= DATASET SECTION =
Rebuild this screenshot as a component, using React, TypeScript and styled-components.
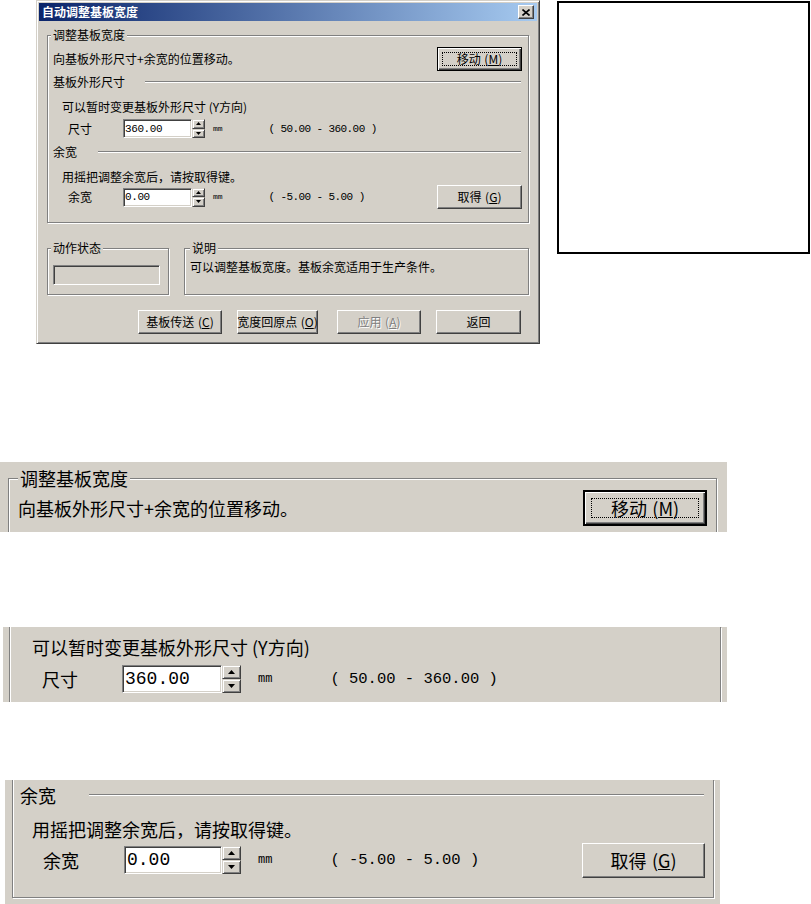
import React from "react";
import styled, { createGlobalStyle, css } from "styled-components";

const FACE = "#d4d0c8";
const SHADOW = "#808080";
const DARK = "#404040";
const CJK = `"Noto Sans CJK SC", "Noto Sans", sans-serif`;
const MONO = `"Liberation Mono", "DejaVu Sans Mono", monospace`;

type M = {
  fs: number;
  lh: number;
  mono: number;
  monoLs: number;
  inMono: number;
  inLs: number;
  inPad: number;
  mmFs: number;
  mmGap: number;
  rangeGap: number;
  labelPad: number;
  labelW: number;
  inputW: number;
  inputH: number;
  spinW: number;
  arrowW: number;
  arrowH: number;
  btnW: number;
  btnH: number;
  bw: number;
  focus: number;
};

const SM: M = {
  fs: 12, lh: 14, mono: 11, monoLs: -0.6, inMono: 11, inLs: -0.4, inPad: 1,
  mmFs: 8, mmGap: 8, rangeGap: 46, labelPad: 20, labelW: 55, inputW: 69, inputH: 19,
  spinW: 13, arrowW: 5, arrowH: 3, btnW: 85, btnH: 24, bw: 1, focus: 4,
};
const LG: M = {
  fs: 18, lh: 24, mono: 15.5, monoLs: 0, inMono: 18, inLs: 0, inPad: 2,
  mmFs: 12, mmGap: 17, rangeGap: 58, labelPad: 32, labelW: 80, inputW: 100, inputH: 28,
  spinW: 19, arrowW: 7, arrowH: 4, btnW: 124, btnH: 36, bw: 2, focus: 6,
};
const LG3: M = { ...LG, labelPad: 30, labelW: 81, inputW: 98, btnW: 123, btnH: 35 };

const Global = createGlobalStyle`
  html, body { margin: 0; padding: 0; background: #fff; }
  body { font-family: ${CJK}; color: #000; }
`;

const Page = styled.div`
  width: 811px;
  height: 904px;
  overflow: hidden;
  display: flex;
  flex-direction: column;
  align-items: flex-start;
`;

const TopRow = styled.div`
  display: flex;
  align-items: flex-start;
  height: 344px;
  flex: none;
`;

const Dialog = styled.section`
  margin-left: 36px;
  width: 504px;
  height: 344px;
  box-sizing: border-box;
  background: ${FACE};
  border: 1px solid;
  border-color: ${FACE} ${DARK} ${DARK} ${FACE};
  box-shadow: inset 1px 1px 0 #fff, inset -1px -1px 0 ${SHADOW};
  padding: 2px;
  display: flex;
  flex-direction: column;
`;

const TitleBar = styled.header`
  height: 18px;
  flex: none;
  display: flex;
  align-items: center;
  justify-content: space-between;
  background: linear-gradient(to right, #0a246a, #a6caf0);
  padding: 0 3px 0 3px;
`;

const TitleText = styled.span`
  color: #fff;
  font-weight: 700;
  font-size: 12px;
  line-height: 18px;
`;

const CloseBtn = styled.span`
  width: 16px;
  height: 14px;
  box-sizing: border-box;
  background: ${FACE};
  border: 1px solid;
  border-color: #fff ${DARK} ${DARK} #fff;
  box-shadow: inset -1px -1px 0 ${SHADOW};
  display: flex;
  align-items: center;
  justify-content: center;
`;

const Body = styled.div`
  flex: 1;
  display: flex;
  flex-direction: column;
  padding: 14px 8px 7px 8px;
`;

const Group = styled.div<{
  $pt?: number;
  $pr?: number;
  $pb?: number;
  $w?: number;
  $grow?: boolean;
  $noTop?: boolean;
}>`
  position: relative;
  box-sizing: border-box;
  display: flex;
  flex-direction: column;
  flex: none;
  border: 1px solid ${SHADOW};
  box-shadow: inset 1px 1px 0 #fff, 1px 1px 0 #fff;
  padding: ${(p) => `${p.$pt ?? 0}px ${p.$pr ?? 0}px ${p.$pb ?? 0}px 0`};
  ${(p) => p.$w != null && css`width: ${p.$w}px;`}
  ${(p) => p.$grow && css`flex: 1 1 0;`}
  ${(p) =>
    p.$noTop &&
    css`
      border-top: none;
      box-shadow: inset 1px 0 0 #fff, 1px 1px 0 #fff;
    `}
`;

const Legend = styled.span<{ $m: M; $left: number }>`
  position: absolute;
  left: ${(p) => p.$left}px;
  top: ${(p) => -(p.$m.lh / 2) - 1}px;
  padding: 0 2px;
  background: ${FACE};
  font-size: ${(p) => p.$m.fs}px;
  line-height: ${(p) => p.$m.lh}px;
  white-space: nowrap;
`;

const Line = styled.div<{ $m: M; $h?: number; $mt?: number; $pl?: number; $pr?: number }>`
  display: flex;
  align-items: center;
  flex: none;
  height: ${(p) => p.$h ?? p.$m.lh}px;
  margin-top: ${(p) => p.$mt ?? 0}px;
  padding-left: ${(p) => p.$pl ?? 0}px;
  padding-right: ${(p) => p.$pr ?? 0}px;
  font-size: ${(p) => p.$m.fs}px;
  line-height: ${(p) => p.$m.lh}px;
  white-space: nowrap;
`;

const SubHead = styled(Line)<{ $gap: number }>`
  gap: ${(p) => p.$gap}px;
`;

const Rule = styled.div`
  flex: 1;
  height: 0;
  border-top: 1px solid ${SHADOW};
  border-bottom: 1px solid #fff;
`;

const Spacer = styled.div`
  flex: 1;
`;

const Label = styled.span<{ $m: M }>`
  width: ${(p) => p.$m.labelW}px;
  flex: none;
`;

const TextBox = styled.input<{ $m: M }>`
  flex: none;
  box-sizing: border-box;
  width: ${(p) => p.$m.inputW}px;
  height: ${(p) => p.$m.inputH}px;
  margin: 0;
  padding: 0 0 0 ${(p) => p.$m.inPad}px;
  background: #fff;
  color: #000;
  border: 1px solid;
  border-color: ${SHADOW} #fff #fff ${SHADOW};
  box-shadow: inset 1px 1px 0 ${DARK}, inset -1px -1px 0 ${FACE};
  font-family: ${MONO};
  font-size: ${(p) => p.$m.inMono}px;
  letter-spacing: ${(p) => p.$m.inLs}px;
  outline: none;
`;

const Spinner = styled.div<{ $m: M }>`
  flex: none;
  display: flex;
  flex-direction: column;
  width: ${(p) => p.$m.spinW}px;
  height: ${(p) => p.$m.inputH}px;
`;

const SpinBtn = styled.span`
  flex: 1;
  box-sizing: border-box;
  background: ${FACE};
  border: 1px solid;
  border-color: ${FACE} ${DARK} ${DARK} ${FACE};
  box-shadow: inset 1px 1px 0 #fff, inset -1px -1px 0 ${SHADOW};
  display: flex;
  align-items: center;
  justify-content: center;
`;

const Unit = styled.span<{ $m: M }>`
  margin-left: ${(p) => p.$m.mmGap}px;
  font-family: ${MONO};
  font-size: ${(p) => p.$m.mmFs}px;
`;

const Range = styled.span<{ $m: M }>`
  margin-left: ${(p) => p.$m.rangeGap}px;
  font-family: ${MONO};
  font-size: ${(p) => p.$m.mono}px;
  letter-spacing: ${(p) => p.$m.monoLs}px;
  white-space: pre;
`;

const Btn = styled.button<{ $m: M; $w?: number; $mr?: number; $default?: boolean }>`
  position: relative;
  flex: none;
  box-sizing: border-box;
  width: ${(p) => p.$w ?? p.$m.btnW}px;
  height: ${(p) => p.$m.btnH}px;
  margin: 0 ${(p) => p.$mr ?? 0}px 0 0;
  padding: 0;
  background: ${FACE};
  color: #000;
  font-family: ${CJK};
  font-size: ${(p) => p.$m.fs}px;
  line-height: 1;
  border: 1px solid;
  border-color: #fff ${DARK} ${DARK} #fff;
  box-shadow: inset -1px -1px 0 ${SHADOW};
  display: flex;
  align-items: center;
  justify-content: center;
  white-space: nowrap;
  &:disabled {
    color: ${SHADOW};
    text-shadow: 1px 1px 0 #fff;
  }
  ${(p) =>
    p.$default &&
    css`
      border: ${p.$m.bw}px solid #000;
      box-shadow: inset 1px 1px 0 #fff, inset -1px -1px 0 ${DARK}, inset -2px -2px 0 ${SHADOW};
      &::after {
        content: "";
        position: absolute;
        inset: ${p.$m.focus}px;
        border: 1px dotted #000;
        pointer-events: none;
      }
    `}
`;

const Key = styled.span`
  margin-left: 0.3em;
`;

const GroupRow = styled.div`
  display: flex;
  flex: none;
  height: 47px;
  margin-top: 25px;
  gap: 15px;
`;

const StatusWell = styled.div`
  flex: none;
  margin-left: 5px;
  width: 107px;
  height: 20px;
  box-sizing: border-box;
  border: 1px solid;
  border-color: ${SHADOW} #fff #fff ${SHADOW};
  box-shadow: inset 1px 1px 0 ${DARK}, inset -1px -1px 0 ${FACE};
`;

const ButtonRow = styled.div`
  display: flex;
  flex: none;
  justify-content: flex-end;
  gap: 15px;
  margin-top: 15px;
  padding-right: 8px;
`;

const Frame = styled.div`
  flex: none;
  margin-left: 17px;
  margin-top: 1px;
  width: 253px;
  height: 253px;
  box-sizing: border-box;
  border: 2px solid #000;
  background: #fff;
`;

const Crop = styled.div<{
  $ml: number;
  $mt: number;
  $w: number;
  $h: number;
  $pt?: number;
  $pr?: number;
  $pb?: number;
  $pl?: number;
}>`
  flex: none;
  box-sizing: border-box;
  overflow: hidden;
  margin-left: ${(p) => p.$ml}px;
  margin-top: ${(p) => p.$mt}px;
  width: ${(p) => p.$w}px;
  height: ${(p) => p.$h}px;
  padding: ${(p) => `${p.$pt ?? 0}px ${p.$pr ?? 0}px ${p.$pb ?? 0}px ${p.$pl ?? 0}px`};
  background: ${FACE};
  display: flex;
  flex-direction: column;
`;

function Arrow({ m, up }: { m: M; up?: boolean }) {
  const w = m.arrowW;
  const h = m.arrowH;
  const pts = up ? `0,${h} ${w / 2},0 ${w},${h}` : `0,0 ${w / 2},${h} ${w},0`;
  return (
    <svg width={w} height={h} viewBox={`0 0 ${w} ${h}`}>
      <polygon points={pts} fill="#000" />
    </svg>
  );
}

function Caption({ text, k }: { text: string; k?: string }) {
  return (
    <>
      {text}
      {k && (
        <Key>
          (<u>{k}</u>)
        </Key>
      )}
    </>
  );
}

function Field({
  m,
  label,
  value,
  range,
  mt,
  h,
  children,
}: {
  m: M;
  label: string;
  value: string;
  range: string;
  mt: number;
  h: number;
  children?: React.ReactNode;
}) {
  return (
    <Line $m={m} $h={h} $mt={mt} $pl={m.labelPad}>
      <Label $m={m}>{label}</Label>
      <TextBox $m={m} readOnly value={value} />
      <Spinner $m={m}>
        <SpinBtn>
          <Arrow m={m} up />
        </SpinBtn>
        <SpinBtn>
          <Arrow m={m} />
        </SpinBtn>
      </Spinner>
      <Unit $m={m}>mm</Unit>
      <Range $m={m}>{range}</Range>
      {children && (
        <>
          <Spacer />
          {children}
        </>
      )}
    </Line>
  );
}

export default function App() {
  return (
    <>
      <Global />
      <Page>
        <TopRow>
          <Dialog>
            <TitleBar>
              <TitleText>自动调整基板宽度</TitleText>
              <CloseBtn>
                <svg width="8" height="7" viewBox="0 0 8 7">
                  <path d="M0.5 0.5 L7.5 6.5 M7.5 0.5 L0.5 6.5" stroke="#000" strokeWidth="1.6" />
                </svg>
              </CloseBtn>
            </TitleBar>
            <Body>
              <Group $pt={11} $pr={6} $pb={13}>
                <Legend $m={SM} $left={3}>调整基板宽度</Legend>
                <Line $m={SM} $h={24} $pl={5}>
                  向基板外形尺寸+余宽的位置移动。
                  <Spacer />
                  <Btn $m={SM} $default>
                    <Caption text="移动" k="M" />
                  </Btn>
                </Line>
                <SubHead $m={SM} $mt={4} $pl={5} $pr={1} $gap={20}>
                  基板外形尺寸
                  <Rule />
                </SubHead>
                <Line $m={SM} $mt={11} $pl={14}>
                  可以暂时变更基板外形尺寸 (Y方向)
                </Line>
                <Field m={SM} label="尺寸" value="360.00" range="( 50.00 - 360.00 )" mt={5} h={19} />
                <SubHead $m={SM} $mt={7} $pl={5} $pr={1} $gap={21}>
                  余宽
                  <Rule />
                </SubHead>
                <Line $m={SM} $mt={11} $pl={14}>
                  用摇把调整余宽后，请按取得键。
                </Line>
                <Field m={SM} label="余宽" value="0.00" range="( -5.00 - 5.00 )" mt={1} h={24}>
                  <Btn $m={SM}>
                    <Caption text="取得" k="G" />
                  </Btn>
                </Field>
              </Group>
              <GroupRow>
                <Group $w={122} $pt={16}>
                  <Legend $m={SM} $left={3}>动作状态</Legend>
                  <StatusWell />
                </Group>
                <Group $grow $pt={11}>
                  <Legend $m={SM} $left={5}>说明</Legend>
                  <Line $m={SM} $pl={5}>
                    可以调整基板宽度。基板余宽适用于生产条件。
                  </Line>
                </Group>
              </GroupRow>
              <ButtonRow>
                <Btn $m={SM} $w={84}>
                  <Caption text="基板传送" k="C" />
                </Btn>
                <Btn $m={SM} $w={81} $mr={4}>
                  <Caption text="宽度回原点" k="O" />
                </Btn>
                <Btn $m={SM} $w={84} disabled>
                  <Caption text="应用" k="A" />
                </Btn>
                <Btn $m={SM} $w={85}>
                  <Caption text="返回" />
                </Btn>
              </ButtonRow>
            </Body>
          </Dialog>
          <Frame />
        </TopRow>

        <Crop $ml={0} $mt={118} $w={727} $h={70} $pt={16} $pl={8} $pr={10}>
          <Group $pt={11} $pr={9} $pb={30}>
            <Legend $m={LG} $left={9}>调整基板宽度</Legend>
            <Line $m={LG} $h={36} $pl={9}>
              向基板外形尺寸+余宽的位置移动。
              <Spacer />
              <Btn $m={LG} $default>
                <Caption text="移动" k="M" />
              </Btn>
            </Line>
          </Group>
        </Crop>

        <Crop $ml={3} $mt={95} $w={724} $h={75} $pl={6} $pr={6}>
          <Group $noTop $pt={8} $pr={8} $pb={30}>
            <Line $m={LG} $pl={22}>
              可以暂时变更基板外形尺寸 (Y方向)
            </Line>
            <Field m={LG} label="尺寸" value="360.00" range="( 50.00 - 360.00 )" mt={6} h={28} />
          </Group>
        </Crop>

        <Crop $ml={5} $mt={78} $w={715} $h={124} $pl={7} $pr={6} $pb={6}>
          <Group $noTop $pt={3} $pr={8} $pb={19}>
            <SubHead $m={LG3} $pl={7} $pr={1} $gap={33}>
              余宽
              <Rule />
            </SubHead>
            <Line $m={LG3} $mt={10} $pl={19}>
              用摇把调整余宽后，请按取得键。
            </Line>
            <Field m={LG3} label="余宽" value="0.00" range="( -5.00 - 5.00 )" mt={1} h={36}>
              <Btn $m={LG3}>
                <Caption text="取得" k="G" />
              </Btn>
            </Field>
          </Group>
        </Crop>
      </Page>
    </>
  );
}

= THE PROBLEM =
Select and copy each line from the data that includes the word "components".

= EXERCISE SOLUTION =
Rebuild this screenshot as a component, using React, TypeScript and styled-components.
import styled, { createGlobalStyle, css } from "styled-components";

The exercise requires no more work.